begin Supplied material

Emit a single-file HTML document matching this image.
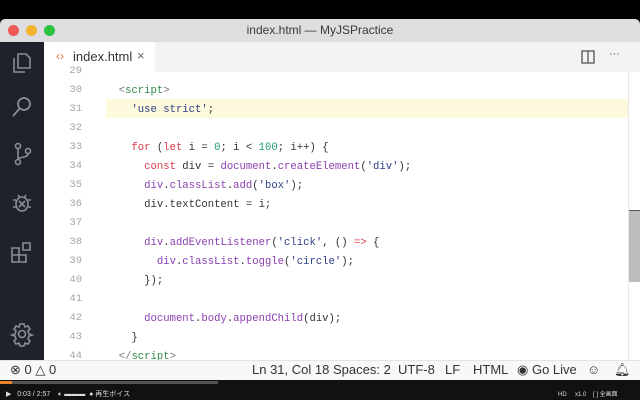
<!DOCTYPE html>
<html><head><meta charset="utf-8"><style>
*{margin:0;padding:0;box-sizing:border-box}
body{width:640px;height:400px;overflow:hidden;background:#000;position:relative;font-family:"Liberation Sans",sans-serif}
.abs{position:absolute}
.code{font-family:"Liberation Mono",monospace;font-size:10.6px;white-space:pre;color:#333}
.ln{position:absolute;left:44px;width:38px;text-align:right;font-family:"Liberation Mono",monospace;font-size:10.5px;color:#a5a5a5}
.k{color:#d6394a}.p{color:#8a3fb0}.s{color:#2d3f86}.n{color:#1f9b6e}.t{color:#2f8a47}.g{color:#777}
svg{position:absolute}
</style></head><body>
<div class="abs" style="top:0;left:0;width:640px;height:19px;background:#000"></div>
<div class="abs" style="top:19px;left:0;width:640px;height:23px;background:#dedddf;border-radius:5px 5px 0 0"></div>
<div class="abs" style="top:25px;left:8px;width:11px;height:11px;border-radius:50%;background:#ee5a55"></div>
<div class="abs" style="top:25px;left:26px;width:11px;height:11px;border-radius:50%;background:#f2b330"></div>
<div class="abs" style="top:25px;left:44px;width:11px;height:11px;border-radius:50%;background:#2dc23f"></div>
<div class="abs" style="top:23px;left:0;width:640px;text-align:center;font-size:12px;color:#3a3a3a">index.html — MyJSPractice</div>
<div class="abs" style="top:42px;left:0;width:44px;height:318px;background:#1f222b"></div>
<svg style="left:9px;top:50px" width="26" height="26" viewBox="0 0 26 26" fill="none" stroke="#8a8d96" stroke-width="1.6"><path d="M9 4h8l4 4v10H9z M5 8v14h11"/></svg>
<svg style="left:9px;top:94px" width="26" height="26" viewBox="0 0 26 26" fill="none" stroke="#8a8d96" stroke-width="1.8"><circle cx="15" cy="10" r="6"/><path d="M11 14l-7 8"/></svg>
<svg style="left:9px;top:141px" width="26" height="26" viewBox="0 0 26 26" fill="none" stroke="#8a8d96" stroke-width="1.6"><circle cx="9" cy="5" r="2.5"/><circle cx="9" cy="21" r="2.5"/><circle cx="19" cy="10" r="2.5"/><path d="M9 8v10M19 13c0 4-10 3-10 5"/></svg>
<svg style="left:9px;top:190px" width="26" height="26" viewBox="0 0 26 26" fill="none" stroke="#8a8d96" stroke-width="1.6"><ellipse cx="13" cy="14" rx="6" ry="7"/><path d="M10 11l6 6M16 11l-6 6M4 10h3M19 10h3M4 17h3M19 17h3M9 5l2 3M17 5l-2 3"/></svg>
<svg style="left:9px;top:240px" width="26" height="26" viewBox="0 0 26 26" fill="none" stroke="#8a8d96" stroke-width="1.6"><path d="M3 8h7v7H3zM3 15h7v7H3zM10 15h7v7h-7zM14 3h7v7h-7z"/></svg>
<svg style="left:9px;top:321px" width="26" height="26" viewBox="0 0 26 26" fill="none" stroke="#8a8d96" stroke-width="1.6"><circle cx="13" cy="13" r="3.5"/><path d="M11 3h4l1 3 3-1 2 3-2 2 1 3 3 1v0l-3 1-1 3 2 2-2 3-3-1-1 3h-4l-1-3-3 1-2-3 2-2-1-3-3-1 3-1 1-3-2-2 2-3 3 1z"/></svg>
<div class="abs" style="top:42px;left:44px;width:596px;height:30px;background:#f3f3f3"></div>
<div class="abs" style="top:42px;left:44px;width:111px;height:30px;background:#fff"></div>
<div class="abs" style="top:49px;left:56px;font-size:12px;color:#e07b39">‹›</div>
<div class="abs" style="top:49px;left:73px;font-size:13px;color:#333">index.html</div>
<div class="abs" style="top:48px;left:137px;font-size:13px;color:#666">×</div>
<svg style="left:581px;top:50px" width="14" height="14" viewBox="0 0 14 14" fill="none" stroke="#555" stroke-width="1.3"><rect x="1" y="1" width="12" height="12"/><path d="M7 1v12"/></svg>
<div class="abs" style="top:48px;left:609px;font-size:11px;color:#555">···</div>
<div class="abs" style="top:72px;left:44px;width:596px;height:288px;background:#fff"></div>
<div class="abs" style="top:99px;left:106px;width:522px;height:19px;background:#fdf9dc"></div>
<div class="abs" style="top:72px;left:628px;width:1px;height:288px;background:#e8e8e8"></div>
<div class="abs" style="top:210px;left:629px;width:11px;height:72px;background:#bdbdbd;border-top:1px solid #555"></div>
<div class="ln" style="top:65px">29</div>
<div class="ln" style="top:84px">30</div><div class="ln" style="top:103px">31</div><div class="ln" style="top:122px">32</div><div class="ln" style="top:141px">33</div><div class="ln" style="top:160px">34</div><div class="ln" style="top:179px">35</div><div class="ln" style="top:198px">36</div><div class="ln" style="top:217px">37</div><div class="ln" style="top:236px">38</div><div class="ln" style="top:255px">39</div><div class="ln" style="top:274px">40</div><div class="ln" style="top:293px">41</div><div class="ln" style="top:312px">42</div><div class="ln" style="top:331px">43</div><div class="ln" style="top:350px">44</div>
<div class="abs code" style="left:106px;top:82px;line-height:19px">  <span class="g">&lt;</span><span class="t">script</span><span class="g">&gt;</span>
    <span class="s">'use strict'</span>;

    <span class="k">for</span> (<span class="k">let</span> i = <span class="n">0</span>; i &lt; <span class="n">100</span>; i++) {
      <span class="k">const</span> div = <span class="p">document</span>.<span class="p">createElement</span>(<span class="s">'div'</span>);
      <span class="p">div</span>.<span class="p">classList</span>.<span class="p">add</span>(<span class="s">'box'</span>);
      div.textContent = i;

      <span class="p">div</span>.<span class="p">addEventListener</span>(<span class="s">'click'</span>, () <span class="k">=&gt;</span> {
        <span class="p">div</span>.<span class="p">classList</span>.<span class="p">toggle</span>(<span class="s">'circle'</span>);
      });

      <span class="p">document</span>.<span class="p">body</span>.<span class="p">appendChild</span>(div);
    }
  <span class="g">&lt;/</span><span class="t">script</span><span class="g">&gt;</span></div>
<div class="abs" style="top:360px;left:0;width:640px;height:20px;background:#f8f8f8;border-top:1px solid #e4e4e4"></div>
<div class="abs" style="top:362px;left:10px;font-size:13px;color:#333">⊗ 0 △ 0</div>
<div class="abs" style="top:362px;left:0;width:640px;font-size:13px;color:#333;white-space:pre"><span style="position:absolute;left:252px">Ln 31, Col 18</span><span style="position:absolute;left:333px">Spaces: 2</span><span style="position:absolute;left:398px">UTF-8</span><span style="position:absolute;left:445px">LF</span><span style="position:absolute;left:473px">HTML</span><span style="position:absolute;left:517px">◉ Go Live</span><span style="position:absolute;left:587px">☺</span><span style="position:absolute;left:614px">🔔︎</span></div>
<div class="abs" style="top:380px;left:0;width:640px;height:20px;background:#111"></div>
<div class="abs" style="top:381px;left:0;width:218px;height:3px;background:#555"></div>
<div class="abs" style="top:381px;left:0;width:12px;height:3px;background:#e8852b"></div>
<div class="abs" style="top:389px;left:6px;font-size:7px;color:#ddd">▶ &nbsp;&nbsp;0:03 / 2:57 &nbsp;&nbsp;&nbsp;🔈︎ ▬▬▬ &nbsp;● 再生ボイス</div>
<div class="abs" style="top:389px;left:558px;font-size:6px;color:#ddd">HD &nbsp;&nbsp;&nbsp;&nbsp;x1.0 &nbsp;&nbsp;&nbsp;[ ] 全画面</div>
</body></html>
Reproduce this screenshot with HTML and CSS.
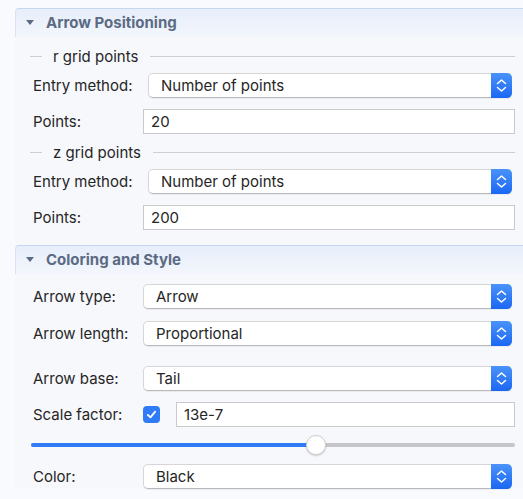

end Supplied material

> _The request_: Except for the pictures, reproduce every line exactly.

> _Task answer_:
Emit a single-file HTML document matching this image.
<!DOCTYPE html>
<html><head><meta charset="utf-8"><style>
*{margin:0;padding:0;box-sizing:border-box}
body{width:640px;height:400px;overflow:hidden;background:#000;position:relative;font-family:"Liberation Sans",sans-serif}
.abs{position:absolute}
.code{font-family:"Liberation Mono",monospace;font-size:10.6px;white-space:pre;color:#333}
.ln{position:absolute;left:44px;width:38px;text-align:right;font-family:"Liberation Mono",monospace;font-size:10.5px;color:#a5a5a5}
.k{color:#d6394a}.p{color:#8a3fb0}.s{color:#2d3f86}.n{color:#1f9b6e}.t{color:#2f8a47}.g{color:#777}
svg{position:absolute}
</style></head><body>
<div class="abs" style="top:0;left:0;width:640px;height:19px;background:#000"></div>
<div class="abs" style="top:19px;left:0;width:640px;height:23px;background:#dedddf;border-radius:5px 5px 0 0"></div>
<div class="abs" style="top:25px;left:8px;width:11px;height:11px;border-radius:50%;background:#ee5a55"></div>
<div class="abs" style="top:25px;left:26px;width:11px;height:11px;border-radius:50%;background:#f2b330"></div>
<div class="abs" style="top:25px;left:44px;width:11px;height:11px;border-radius:50%;background:#2dc23f"></div>
<div class="abs" style="top:23px;left:0;width:640px;text-align:center;font-size:12px;color:#3a3a3a">index.html — MyJSPractice</div>
<div class="abs" style="top:42px;left:0;width:44px;height:318px;background:#1f222b"></div>
<svg style="left:9px;top:50px" width="26" height="26" viewBox="0 0 26 26" fill="none" stroke="#8a8d96" stroke-width="1.6"><path d="M9 4h8l4 4v10H9z M5 8v14h11"/></svg>
<svg style="left:9px;top:94px" width="26" height="26" viewBox="0 0 26 26" fill="none" stroke="#8a8d96" stroke-width="1.8"><circle cx="15" cy="10" r="6"/><path d="M11 14l-7 8"/></svg>
<svg style="left:9px;top:141px" width="26" height="26" viewBox="0 0 26 26" fill="none" stroke="#8a8d96" stroke-width="1.6"><circle cx="9" cy="5" r="2.5"/><circle cx="9" cy="21" r="2.5"/><circle cx="19" cy="10" r="2.5"/><path d="M9 8v10M19 13c0 4-10 3-10 5"/></svg>
<svg style="left:9px;top:190px" width="26" height="26" viewBox="0 0 26 26" fill="none" stroke="#8a8d96" stroke-width="1.6"><ellipse cx="13" cy="14" rx="6" ry="7"/><path d="M10 11l6 6M16 11l-6 6M4 10h3M19 10h3M4 17h3M19 17h3M9 5l2 3M17 5l-2 3"/></svg>
<svg style="left:9px;top:240px" width="26" height="26" viewBox="0 0 26 26" fill="none" stroke="#8a8d96" stroke-width="1.6"><path d="M3 8h7v7H3zM3 15h7v7H3zM10 15h7v7h-7zM14 3h7v7h-7z"/></svg>
<svg style="left:9px;top:321px" width="26" height="26" viewBox="0 0 26 26" fill="none" stroke="#8a8d96" stroke-width="1.6"><circle cx="13" cy="13" r="3.5"/><path d="M11 3h4l1 3 3-1 2 3-2 2 1 3 3 1v0l-3 1-1 3 2 2-2 3-3-1-1 3h-4l-1-3-3 1-2-3 2-2-1-3-3-1 3-1 1-3-2-2 2-3 3 1z"/></svg>
<div class="abs" style="top:42px;left:44px;width:596px;height:30px;background:#f3f3f3"></div>
<div class="abs" style="top:42px;left:44px;width:111px;height:30px;background:#fff"></div>
<div class="abs" style="top:49px;left:56px;font-size:12px;color:#e07b39">‹›</div>
<div class="abs" style="top:49px;left:73px;font-size:13px;color:#333">index.html</div>
<div class="abs" style="top:48px;left:137px;font-size:13px;color:#666">×</div>
<svg style="left:581px;top:50px" width="14" height="14" viewBox="0 0 14 14" fill="none" stroke="#555" stroke-width="1.3"><rect x="1" y="1" width="12" height="12"/><path d="M7 1v12"/></svg>
<div class="abs" style="top:48px;left:609px;font-size:11px;color:#555">···</div>
<div class="abs" style="top:72px;left:44px;width:596px;height:288px;background:#fff"></div>
<div class="abs" style="top:99px;left:106px;width:522px;height:19px;background:#fdf9dc"></div>
<div class="abs" style="top:72px;left:628px;width:1px;height:288px;background:#e8e8e8"></div>
<div class="abs" style="top:210px;left:629px;width:11px;height:72px;background:#bdbdbd;border-top:1px solid #555"></div>
<div class="ln" style="top:65px">29</div>
<div class="ln" style="top:84px">30</div><div class="ln" style="top:103px">31</div><div class="ln" style="top:122px">32</div><div class="ln" style="top:141px">33</div><div class="ln" style="top:160px">34</div><div class="ln" style="top:179px">35</div><div class="ln" style="top:198px">36</div><div class="ln" style="top:217px">37</div><div class="ln" style="top:236px">38</div><div class="ln" style="top:255px">39</div><div class="ln" style="top:274px">40</div><div class="ln" style="top:293px">41</div><div class="ln" style="top:312px">42</div><div class="ln" style="top:331px">43</div><div class="ln" style="top:350px">44</div>
<div class="abs code" style="left:106px;top:82px;line-height:19px">  <span class="g">&lt;</span><span class="t">script</span><span class="g">&gt;</span>
    <span class="s">'use strict'</span>;

    <span class="k">for</span> (<span class="k">let</span> i = <span class="n">0</span>; i &lt; <span class="n">100</span>; i++) {
      <span class="k">const</span> div = <span class="p">document</span>.<span class="p">createElement</span>(<span class="s">'div'</span>);
      <span class="p">div</span>.<span class="p">classList</span>.<span class="p">add</span>(<span class="s">'box'</span>);
      div.textContent = i;

      <span class="p">div</span>.<span class="p">addEventListener</span>(<span class="s">'click'</span>, () <span class="k">=&gt;</span> {
        <span class="p">div</span>.<span class="p">classList</span>.<span class="p">toggle</span>(<span class="s">'circle'</span>);
      });

      <span class="p">document</span>.<span class="p">body</span>.<span class="p">appendChild</span>(div);
    }
  <span class="g">&lt;/</span><span class="t">script</span><span class="g">&gt;</span></div>
<div class="abs" style="top:360px;left:0;width:640px;height:20px;background:#f8f8f8;border-top:1px solid #e4e4e4"></div>
<div class="abs" style="top:362px;left:10px;font-size:13px;color:#333">⊗ 0 △ 0</div>
<div class="abs" style="top:362px;left:0;width:640px;font-size:13px;color:#333;white-space:pre"><span style="position:absolute;left:252px">Ln 31, Col 18</span><span style="position:absolute;left:333px">Spaces: 2</span><span style="position:absolute;left:398px">UTF-8</span><span style="position:absolute;left:445px">LF</span><span style="position:absolute;left:473px">HTML</span><span style="position:absolute;left:517px">◉ Go Live</span><span style="position:absolute;left:587px">☺</span><span style="position:absolute;left:614px">🔔︎</span></div>
<div class="abs" style="top:380px;left:0;width:640px;height:20px;background:#111"></div>
<div class="abs" style="top:381px;left:0;width:218px;height:3px;background:#555"></div>
<div class="abs" style="top:381px;left:0;width:12px;height:3px;background:#e8852b"></div>
<div class="abs" style="top:389px;left:6px;font-size:7px;color:#ddd">▶ &nbsp;&nbsp;0:03 / 2:57 &nbsp;&nbsp;&nbsp;🔈︎ ▬▬▬ &nbsp;● 再生ボイス</div>
<div class="abs" style="top:389px;left:558px;font-size:6px;color:#ddd">HD &nbsp;&nbsp;&nbsp;&nbsp;x1.0 &nbsp;&nbsp;&nbsp;[ ] 全画面</div>
</body></html>
Reproduce this screenshot with HTML and CSS.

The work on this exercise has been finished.